Investing in Community Development Corporations — CRA Considerations
An investment in a bank-owned community development corporation (CDC) can expand a national bank’s Community Reinvestment Act (CRA) reach, while also providing flexibility for how such an investment is considered under CRA. A national bank may use the authority under 12 CFR Part 24, OCC’s Public Welfare Investment regulation, to create or invest in a CDC. This can help the investing bank expand its CRA reach to low- or moderate-income areas or low- or moderate-income individuals within its assessment area—or the broader statewide or regional area—that it otherwise might have difficulty reaching. Because the CDC could make qualified investments and community development (CD) loans, the investing bank has some flexibility in the type of CRA consideration obtained through its investment in the CDC.
When a national bank makes a qualified investment in a bank CDC, it may receive positive CRA consideration under the investment test, or lending test, or both!
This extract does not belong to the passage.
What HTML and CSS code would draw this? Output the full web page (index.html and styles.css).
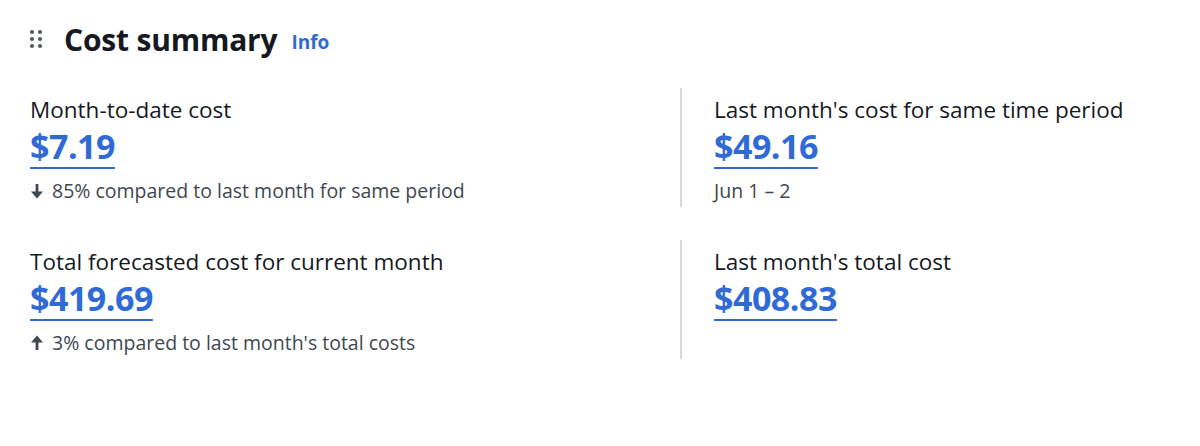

Here’s how it works: A national bank makes a $100,000 equity investment in a bank CDC (or its holding company CDC), in its assessment area, whose primary purpose meets the definition of community development in the CRA regulation. The bank has a $100,000 qualified investment.
Instead of CRA consideration under the investment test, the bank may opt to receive positive CRA consideration under the lending test for the pro-rata share of the CD loans originated or purchased by the CDC during the bank’s CRA evaluation period. Because the investing bank’s equity investment of $100,000 represents one percent of the CDC’s $10 million capital base, the investing bank may receive CRA consideration for one percent of the CD loans originated or purchased during this CRA evaluation period. If the CDC originated or purchased $15 million in CD loans during this period, the investing bank would receive CRA consideration for $150,000 of CD loans, nicely leveraging its $100,000 equity investment.
The third option is for an investing bank to receive consideration under a combination of the investment and lending tests. Continuing the facts from the above example, the $100,000 equity investment represents 1 percent of the CDC’s capital. The bank’s CD assets of $30 million consists of $12 million in qualified CD investments and $18 million in CD loans, representing 40 percent and 60 percent of total CD assets, respectively. Under this approach, $40,000 of investment test credit is earned based on the fact that CD investments represent 40 percent of the institution’s CD assets. The lending test credit is based on the CD loans originated during the investing bank’s CRA evaluation period as a percentage of total CD assets.